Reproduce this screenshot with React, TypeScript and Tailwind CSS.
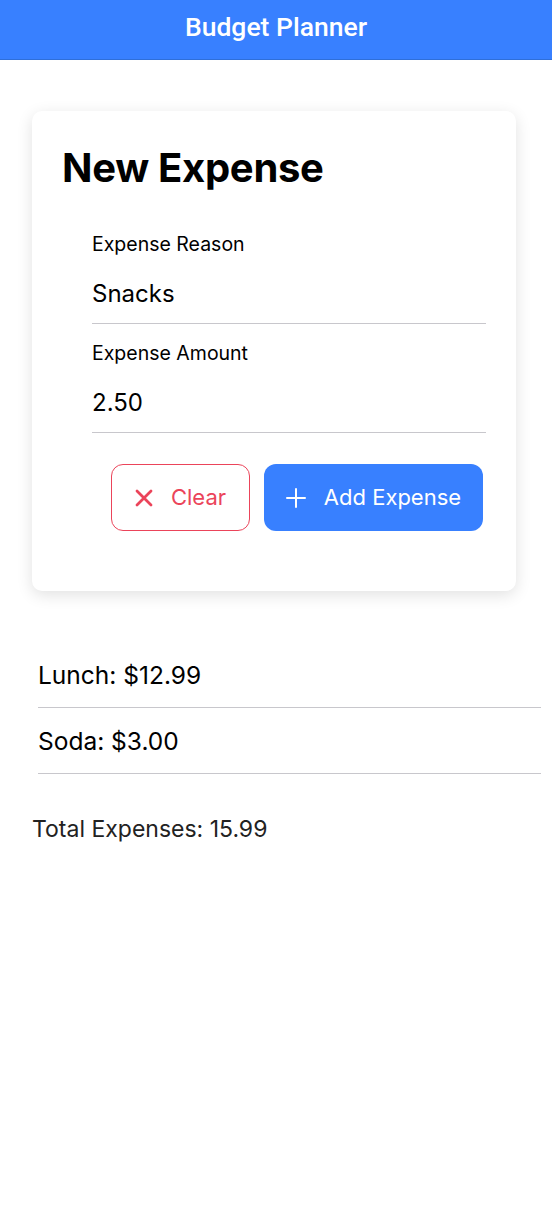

==

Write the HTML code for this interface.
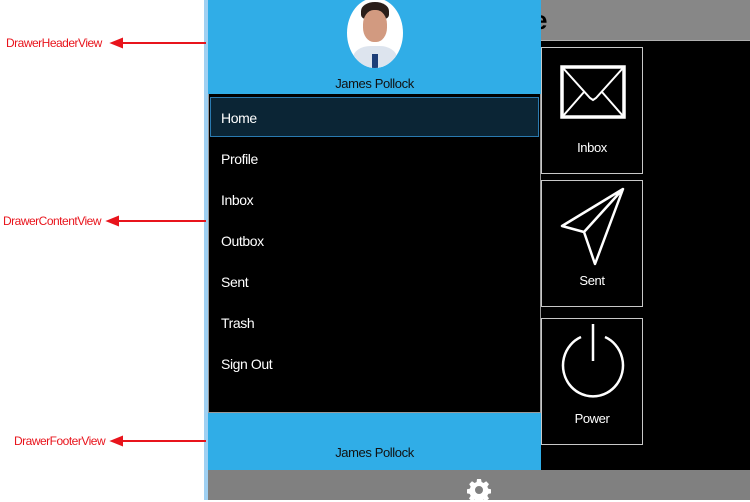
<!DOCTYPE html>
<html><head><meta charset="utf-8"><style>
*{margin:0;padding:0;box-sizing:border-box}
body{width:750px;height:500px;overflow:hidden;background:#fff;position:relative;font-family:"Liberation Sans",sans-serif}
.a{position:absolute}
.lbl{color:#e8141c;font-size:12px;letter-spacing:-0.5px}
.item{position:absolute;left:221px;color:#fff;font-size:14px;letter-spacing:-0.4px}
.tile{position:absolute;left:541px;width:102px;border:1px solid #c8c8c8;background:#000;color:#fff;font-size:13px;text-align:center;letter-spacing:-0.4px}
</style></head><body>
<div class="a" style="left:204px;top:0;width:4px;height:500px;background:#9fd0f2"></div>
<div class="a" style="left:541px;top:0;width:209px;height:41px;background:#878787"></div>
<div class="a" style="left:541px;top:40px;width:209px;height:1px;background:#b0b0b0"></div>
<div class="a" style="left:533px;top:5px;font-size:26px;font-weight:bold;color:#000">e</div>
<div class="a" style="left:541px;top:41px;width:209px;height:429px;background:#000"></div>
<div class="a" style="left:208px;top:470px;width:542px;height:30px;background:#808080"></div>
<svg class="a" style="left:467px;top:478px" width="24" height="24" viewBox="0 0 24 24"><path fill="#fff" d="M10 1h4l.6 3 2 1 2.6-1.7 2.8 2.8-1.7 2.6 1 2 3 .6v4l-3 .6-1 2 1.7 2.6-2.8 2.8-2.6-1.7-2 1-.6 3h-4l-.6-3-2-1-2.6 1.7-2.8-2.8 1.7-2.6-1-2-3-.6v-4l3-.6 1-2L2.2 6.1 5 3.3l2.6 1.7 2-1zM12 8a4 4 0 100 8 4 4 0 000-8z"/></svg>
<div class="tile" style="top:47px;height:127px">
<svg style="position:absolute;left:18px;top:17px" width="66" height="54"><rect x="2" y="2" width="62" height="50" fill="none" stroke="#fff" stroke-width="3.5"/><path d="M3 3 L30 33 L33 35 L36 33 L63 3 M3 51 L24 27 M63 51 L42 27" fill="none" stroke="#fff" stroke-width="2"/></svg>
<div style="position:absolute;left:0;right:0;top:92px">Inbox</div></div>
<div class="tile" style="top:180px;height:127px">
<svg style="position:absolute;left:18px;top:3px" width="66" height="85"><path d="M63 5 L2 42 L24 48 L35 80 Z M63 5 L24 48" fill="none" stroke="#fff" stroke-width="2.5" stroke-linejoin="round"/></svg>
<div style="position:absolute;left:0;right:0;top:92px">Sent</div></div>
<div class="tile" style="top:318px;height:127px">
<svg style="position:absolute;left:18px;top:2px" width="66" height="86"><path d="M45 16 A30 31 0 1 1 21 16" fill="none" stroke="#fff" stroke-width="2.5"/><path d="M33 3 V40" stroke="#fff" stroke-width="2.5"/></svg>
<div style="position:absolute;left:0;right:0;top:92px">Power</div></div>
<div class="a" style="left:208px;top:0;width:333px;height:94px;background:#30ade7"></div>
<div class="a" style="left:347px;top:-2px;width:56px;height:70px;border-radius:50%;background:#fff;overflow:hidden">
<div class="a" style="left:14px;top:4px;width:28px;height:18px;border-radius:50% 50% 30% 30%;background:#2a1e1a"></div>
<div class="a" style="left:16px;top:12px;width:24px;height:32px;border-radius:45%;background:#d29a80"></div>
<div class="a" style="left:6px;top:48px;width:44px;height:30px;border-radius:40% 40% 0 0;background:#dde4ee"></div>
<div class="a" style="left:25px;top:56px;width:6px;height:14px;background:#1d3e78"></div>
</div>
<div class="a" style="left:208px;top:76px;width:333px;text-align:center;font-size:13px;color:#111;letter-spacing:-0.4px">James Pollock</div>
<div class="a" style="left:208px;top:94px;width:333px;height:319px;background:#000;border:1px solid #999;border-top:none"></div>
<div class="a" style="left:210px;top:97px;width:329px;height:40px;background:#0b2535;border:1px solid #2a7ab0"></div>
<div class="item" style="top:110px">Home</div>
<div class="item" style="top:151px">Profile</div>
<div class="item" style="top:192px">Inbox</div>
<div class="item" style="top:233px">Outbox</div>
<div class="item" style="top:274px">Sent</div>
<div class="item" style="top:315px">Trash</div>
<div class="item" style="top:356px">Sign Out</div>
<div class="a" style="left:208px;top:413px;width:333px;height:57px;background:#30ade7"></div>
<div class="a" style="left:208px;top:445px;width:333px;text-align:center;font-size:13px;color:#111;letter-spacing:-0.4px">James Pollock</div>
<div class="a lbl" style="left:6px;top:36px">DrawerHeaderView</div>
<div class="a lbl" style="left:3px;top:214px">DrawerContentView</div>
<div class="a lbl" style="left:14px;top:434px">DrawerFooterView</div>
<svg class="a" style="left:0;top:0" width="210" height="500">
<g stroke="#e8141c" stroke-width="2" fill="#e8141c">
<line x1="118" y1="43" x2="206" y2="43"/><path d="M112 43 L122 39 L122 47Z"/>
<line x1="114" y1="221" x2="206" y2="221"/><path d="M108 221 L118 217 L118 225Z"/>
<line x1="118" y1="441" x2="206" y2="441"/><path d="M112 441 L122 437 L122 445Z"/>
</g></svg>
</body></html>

◆ Requirement
Count the lines of the material that include the word "this", then report only the total.

◆ Solution
2